Allergan’s Oculeve Acquisition Bolsters Dry Eye, Medtech
The dry eye space has taken a few hits lately with disappointing clinical news on the biopharmaceutical front.
But investors and entrepreneurs developing new treatments have to be bolstered by Allergan’s agreeing to purchase early-stage company Oculeve.
According to a press release on the deal, Allergan would pay $125 million up front for Oculeve, which is still developing a neurostimulation treatment for the chronic eye condition.
But the deal includes what no doubt will be sizable (but undisclosed) earn outs if Oculeve’s OD-01, a non-invasive nasal neurostimulation device that “tells” the lacrimal gland to increase tear flow.
Oculeve has kept a low profile. It hasn’t even appeared at OIS yet. But this account by Stanford Medicine gives some details of the origins of the technology and the company.
However, in today’s OIS Podcast, Michael Ackermann, CEO and President, says the article doesn’t highlight the lead product that drew new Allergan CEO Brent Saunders to make an aggressive move on the company.
Published in January, the article reports that Oculeve has only raised $24 million from venture investors including seed investor Kleiner Perkins Caufield & Byers and first-round backers Versant Ventures and New Enterprise Associates.
(Successful Serial Entrepreneur Mark Blumenkranz sits on Oculeve’s board.)
With that degree of firepower behind it, Oculeve certainly was fueled for the long haul. Ackermann wouldn’t provide details, but clearly Allergan’s offer was significant.
In an email, OIS-chair and Versant Ventures Partner Bill Link says, “it has been very rewarding to witness the Oculeve team developing this novel, non-invasive neuro-stimulation device which activates the naso-lacrimal pathway to increase tear production.”
“In multiple studies, the early clinical findings were very encouraging,” Link continued. “I am pleased that Allergan, the leader in the dry eye market, saw the promise of this technology and stepped up with an early proposal to purchase the company. My expectation is that this technology will make a meaningful impact and provide relief to potentially millions of people suffering from dry eye.”

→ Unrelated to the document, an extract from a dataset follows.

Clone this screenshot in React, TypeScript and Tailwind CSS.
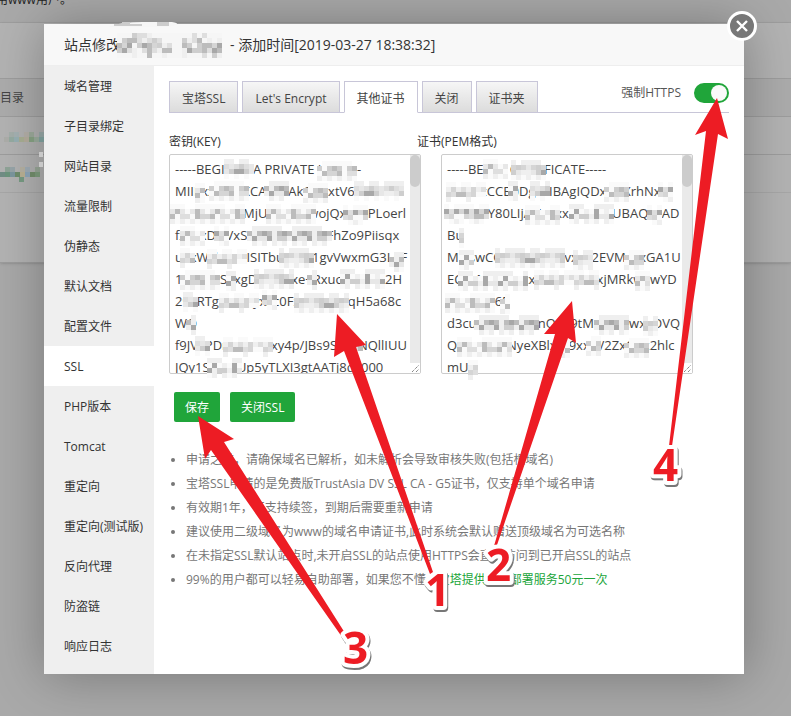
import { useState } from "react";

const menuItems = [
  "域名管理",
  "子目录绑定",
  "网站目录",
  "流量限制",
  "伪静态",
  "默认文档",
  "配置文件",
  "SSL",
  "PHP版本",
  "Tomcat",
  "重定向",
  "重定向(测试版)",
  "反向代理",
  "防盗链",
  "响应日志",
];

const tabs = ["宝塔SSL", "Let's Encrypt", "其他证书", "关闭", "证书夹"];

const tips = [
  "申请之前，请确保域名已解析，如未解析会导致审核失败(包括根域名)",
  "宝塔SSL申请的是免费版TrustAsia DV SSL CA - G5证书，仅支持单个域名申请",
  "有效期1年，不支持续签，到期后需要重新申请",
  "建议使用二级域名为www的域名申请证书,此时系统会默认赠送顶级域名为可选名称",
  "在未指定SSL默认站点时,未开启SSL的站点使用HTTPS会直接访问到已开启SSL的站点",
];

const keyText = `-----BEGIN RSA PRIVATE KEY-----
MIIExxxxxxKCACxxAkQhxxtV6Cxxxxxx
xxxxxxxxxxMjUxxxxxxwojQxxxVPLoerl
fxxxxDHVxSAxxxxxxxxxviFhZo9Piisqx
uxxWclnxxxISITbuVxxL1gvVwxmG3LgF
1xxxxJxSxxgDxxxxxxe+RxucCxxxxo2H
29xRTgxxxxxyxxc0FxxxxxxxxqH5a68c
WQ
f9JVxPDnxxxxxxxy4p/JBs9SYxxNQllIUU
JQy1SxxxxUp5yTLXI3gtAATj8dc000`;

const certText = `-----BEGIN CERTIFICATE-----
MIIExxCCB0DgxxIBAgIQDxxwXrhNxO
xxxxxxY80LIjANxxxxqhxxxxUBAQxxAD
Bu
MQswCQxxxxxxxxxvxxx2EVMxxxGA1U
ECxMxxxxxxxxxxxxxxxxxxjMRkwFwYD
xxxxxxx65
d3cuxxxxxxxxLnQx29tMxxxxKwxxDVQ
QDyxxxxxNyeXBlxW9xxxV2ZxQxx2hlc
mUx`;

// x, y, number of columns
const keyPatches: [number, number, number][] = [
  [224, 159, 6], [317, 161, 8],
  [195, 183, 2], [209, 181, 8], [264, 181, 5], [303, 183, 5], [354, 181, 10],
  [170, 204, 15], [266, 204, 10], [343, 205, 5],
  [180, 226, 5], [214, 226, 3], [247, 226, 17],
  [180, 248, 3], [207, 249, 8], [279, 248, 7], [389, 252, 3],
  [180, 270, 8], [226, 271, 2], [254, 269, 8], [307, 270, 2], [340, 269, 9],
  [183, 292, 3], [219, 293, 8], [262, 290, 3], [294, 293, 11],
  [186, 315, 2],
  [195, 336, 3], [223, 337, 10], [348, 336, 3],
  [207, 358, 7],
];

const certPatches: [number, number, number][] = [
  [483, 159, 5], [511, 160, 7],
  [446, 182, 8], [508, 181, 2], [530, 181, 4], [604, 182, 5], [658, 182, 3],
  [444, 204, 9], [525, 205, 7], [569, 204, 9], [647, 205, 3],
  [459, 228, 1],
  [459, 250, 3], [495, 248, 14], [573, 250, 4], [624, 250, 4],
  [458, 271, 14], [534, 270, 13], [635, 271, 3],
  [445, 293, 10], [500, 294, 2],
  [474, 315, 13], [560, 316, 2], [594, 315, 7], [643, 316, 3],
  [457, 337, 11], [560, 338, 2], [586, 336, 3], [624, 338, 5],
  [468, 360, 2],
];

const greys = ["#fafafa", "#efefef", "#dedede", "#cecece", "#bcbcbc", "#a8a8a8", "#d5d5d5", "#e7e7e7"];

function Patch({ x, y, cols }: { x: number; y: number; cols: number }) {
  const cells = [];
  for (let r = 0; r < 4; r++) {
    for (let c = 0; c < cols; c++) {
      const n = (x * 7 + y * 3 + c * 11 + r * 5 + c * c * 3 + r * c * 7) % 8;
      const edge = r === 0 || r === 3;
      if (edge && n > 5) continue;
      cells.push(
        <rect
          key={`${r}-${c}`}
          x={x + c * 5}
          y={y + r * 5}
          width={5}
          height={5}
          fill={edge ? greys[n % 2] : greys[n]}
        />,
      );
    }
  }
  return <g shapeRendering="crispEdges">{cells}</g>;
}

const titleMosaic = [
  "...3221........2.2...",
  ".34421232....3124.1.1",
  "465.3546312..43.34465",
  "3521.242144..15334254",
  "...1..4..1...1...2.31",
];

const rowColors = [
  ["#a9aaa6", "#91a69d", "#92a9ac", "#a0a68c", "#a9a293", "#7c9579", "#8c9c8e", "#74928f"],
  ["#6f8b83", "#69917a", "#78929a", "#6a8768", "#b0a88c", "#849bac", "#698263", "#718c70"],
];

const arrows = [
  "337,314 366,345 356,347 433,572 430,574 344,351 334,357",
  "572,301 576,343 568,338 497,545 494,546 555,334 544,334",
  "198,416 234,439 224,442 345,633 342,637 211,450 205,459",
  "717,98 728,139 718,134 672,446 669,446 706,131 695,135",
];

const digits = [
  { text: "1", x: 425, y: 606 },
  { text: "2", x: 486, y: 581 },
  { text: "3", x: 343, y: 664 },
  { text: "4", x: 653, y: 481 },
];

function Annotations() {
  return (
    <svg
      viewBox="44 24 700 650"
      className="pointer-events-none absolute top-0 left-0 h-[650px] w-[700px] overflow-visible"
      aria-hidden="true"
    >
      {/* mosaic over private data */}
      <path d="M108 27 Q120 22 143 22 H172 Q184 24 168 27 Z" fill="#f6f6f6" />
      <path d="M110 26h4v-2h8v-2h8v2h12v2zM157 22h12v4h-12z" fill="#ccc" />
      <g shapeRendering="crispEdges">
        {titleMosaic.map((row, r) =>
          row.split("").map((ch, c) => (
            <rect
              key={`${r}-${c}`}
              x={117 + c * 5}
              y={33 + r * 5}
              width={5}
              height={5}
              fill={ch === "." ? "#f6f6f6" : greys[Number(ch)]}
            />
          )),
        )}
        {rowColors.map((row, r) =>
          row.map((fill, c) => (
            <g key={`${r}-${c}`} fill={fill}>
              <rect x={4 - r * 4 + c * 5} y={r === 0 ? 137 : 172} width={5} height={5} />
              {c % 3 !== 0 && (
                <rect x={4 - r * 4 + c * 5} y={r === 0 ? 132 : 167} width={5} height={5} opacity={0.5} />
              )}
            </g>
          )),
        )}
        <path d="M39 152h4v5h-4zM39 162h4v5h-4z" fill="#c9c9c9" />
        <path d="M19 177h5v5h-5z" fill="#71937c" />
      </g>
      {keyPatches.map(([x, y, cols]) => (
        <Patch key={`${x}-${y}`} x={x} y={y} cols={cols} />
      ))}
      {certPatches.map(([x, y, cols]) => (
        <Patch key={`${x}-${y}`} x={x} y={y} cols={cols} />
      ))}

      {arrows.map((points) => (
        <polygon key={points} points={points} fill="#ed1c24" />
      ))}
      <g
        fontFamily="'Open Sans', sans-serif"
        fontSize="44"
        fontWeight="700"
        fill="#ed1c24"
        stroke="#fff"
        strokeWidth="8"
        strokeLinejoin="round"
        paintOrder="stroke"
        className="drop-shadow-[1px_2px_0_#777]"
      >
        {digits.map((d) => (
          <text key={d.text} x={d.x} y={d.y}>
            {d.text}
          </text>
        ))}
      </g>
    </svg>
  );
}

function CodeBox({ id, value }: { id: string; value: string }) {
  return (
    <div className="relative flex h-[220px] w-[252px] rounded-xs border border-[#ccc] bg-white">
      <textarea
        id={id}
        spellCheck={false}
        defaultValue={value}
        className="min-w-0 flex-1 resize-none overflow-x-hidden overflow-y-auto px-[5px] py-[3px] text-[13px] leading-[22px] whitespace-pre text-[#444] outline-none [scrollbar-width:none]"
      />
      <div className="flex w-[10px] flex-col bg-[#eaeaea]">
        <div className="h-8 rounded-full bg-[#ccc]" />
        <svg viewBox="0 0 10 10" className="mt-auto size-[10px] bg-white" stroke="#555" strokeDasharray="1 1">
          <path d="M2 9L9 2M6 9L9 6" />
        </svg>
      </div>
    </div>
  );
}

export default function App() {
  const [active, setActive] = useState("SSL");
  const [tab, setTab] = useState("其他证书");
  const [forceHttps, setForceHttps] = useState(true);

  return (
    <div className="relative min-h-screen overflow-hidden bg-[#a9a9a9] font-['Open_Sans','Noto_Sans_CJK_SC',sans-serif] text-xs text-[#333]">
      {/* Page behind the dialog */}
      <div className="absolute inset-x-0 top-0">
        <div className="h-[23px] overflow-hidden border-b border-[#a0a0a0]">
          <p className="-mt-2 -ml-1 leading-4 text-[#222]">用www用户。</p>
        </div>
        <div className="border-b border-[#9c9c9c] bg-[#b3b3b3] pt-[55px] pb-[69px] shadow-sm">
          <div className="flex h-[39px] items-center border-y border-[#9d9d9d] bg-[#acacac] text-xs text-[#444]">
            <span className="-ml-3">录目录</span>
          </div>
          <div className="h-[38px] border-b border-[#9d9d9d]" />
          <div className="h-[38px] border-b border-[#a7a7a7]" />
        </div>
      </div>

      <div className="relative pt-6 pr-[47px] pb-[42px] pl-11">
        <div
          role="dialog"
          aria-label="站点修改"
          className="relative w-full max-w-[700px] bg-white shadow-[1px_1px_50px_rgba(0,0,0,0.3)]"
        >
          <header className="flex h-[42px] items-center gap-[110px] border-b border-[#eee] bg-[#f8f8f8] px-5 text-sm">
            <h1>站点修改</h1>
            <span>- 添加时间[2019-03-27 18:38:32]</span>
          </header>
          <button
            aria-label="关闭窗口"
            className="absolute -top-[13px] -right-[13px] flex size-[30px] items-center justify-center rounded-full border-3 border-white bg-[#777]"
          >
            <svg viewBox="0 0 24 24" className="size-6" fill="none" stroke="#fff" strokeWidth="2.4">
              <path d="M7 7l10 10M17 7L7 17" />
            </svg>
          </button>

          <div className="flex">
            <nav className="w-[110px] shrink-0 bg-[#efefef] pb-2">
              {menuItems.map((item) => (
                <button
                  key={item}
                  onClick={() => setActive(item)}
                  className={`block h-10 w-full pt-0.5 pl-5 text-left whitespace-nowrap ${active === item ? "bg-white" : ""}`}
                >
                  {item}
                </button>
              ))}
            </nav>

            <main className="min-w-0 flex-1 p-[15px]">
              <div className="flex items-start border-b border-[#c8c6d8]">
                <div className="-mb-px flex gap-1">
                  {tabs.map((t) => (
                    <button
                      key={t}
                      onClick={() => setTab(t)}
                      className={`h-8 border border-[#c8c6d8] px-3 pt-1 text-[#444] ${tab === t ? "border-b-white bg-white" : "bg-linear-to-b from-[#f6f6f6] to-[#dcdcdc]"}`}
                    >
                      {t}
                    </button>
                  ))}
                </div>
                <label className="ml-auto flex h-6 items-center gap-[13px] text-[#555]">
                  强制HTTPS
                  <input
                    type="checkbox"
                    checked={forceHttps}
                    onChange={(e) => setForceHttps(e.target.checked)}
                    className="h-5 w-[35px] appearance-none rounded-full border-2 border-[#ddd] bg-[#ddd] before:block before:size-4 before:rounded-full before:bg-[#fafafa] checked:border-[#20a53a] checked:bg-[#20a53a] checked:before:ml-[15px]"
                  />
                </label>
              </div>

              <div className="flex pt-5">
                <div className="w-[248px] shrink-0">
                  <label htmlFor="key" className="mb-[3px] block leading-[18px]">
                    密钥(KEY)
                  </label>
                  <CodeBox id="key" value={keyText} />
                </div>
                <div>
                  <label htmlFor="csr" className="mb-[3px] block leading-[18px]">
                    证书(PEM格式)
                  </label>
                  <div className="pl-6">
                    <CodeBox id="csr" value={certText} />
                  </div>
                </div>
              </div>

              <div className="mt-[18px] ml-[5px] flex gap-[10px]">
                <button className="h-[30px] rounded-xs bg-[#20a53a] px-[11px] pt-0.5 text-white">保存</button>
                <button className="h-[30px] rounded-xs bg-[#20a53a] px-[11px] pt-0.5 text-white">关闭SSL</button>
              </div>

              <ul className="mt-[26px] list-disc pl-[17px] leading-6 text-[#777]">
                {tips.map((tip) => (
                  <li key={tip}>{tip}</li>
                ))}
                <li>
                  99%的用户都可以轻易自助部署，如果您不懂，
                  <a href="#service" className="text-[#20a53a]">
                    宝塔提供证书部署服务50元一次
                  </a>
                </li>
              </ul>
            </main>
          </div>

          <Annotations />
        </div>
      </div>
    </div>
  );
}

According to the press release about the acquisition, Oculeve has completed four clinical studies of OD-01 to date in more than 200 patients, showing positive safety and efficacy of the device.
Allergan plans to conduct two additional pivotal trials prior to FDA submission, which is expected in 2016 with potential commercial launch in 2017.
The deal is expected to close by the third quarter of this year.
Allergan’s Restasis (topical cyclosporine 0.05%) is the only pharmaceutical approved for the treatment of Dry Eye, a market estimated to be worth more than $2.4 billion and affecting up to 100 million people worldwide.
But, as we reported earlier, Restasis has limitations that others are trying to exploit. If OD-01 pans out, Allergan’s bold move to lock down Oculeve shores up the company’s position in Dry Eye.
In recent public talks, Allergan CEO Saunders indicated the company might be ready to move into Medtech, particularly at the intersection of drugs and devices. The Oculeve purchase shows Allergan, under Saunders, isn’t just talking the talk when it comes to becoming a player in ophthalmic Medtech devices.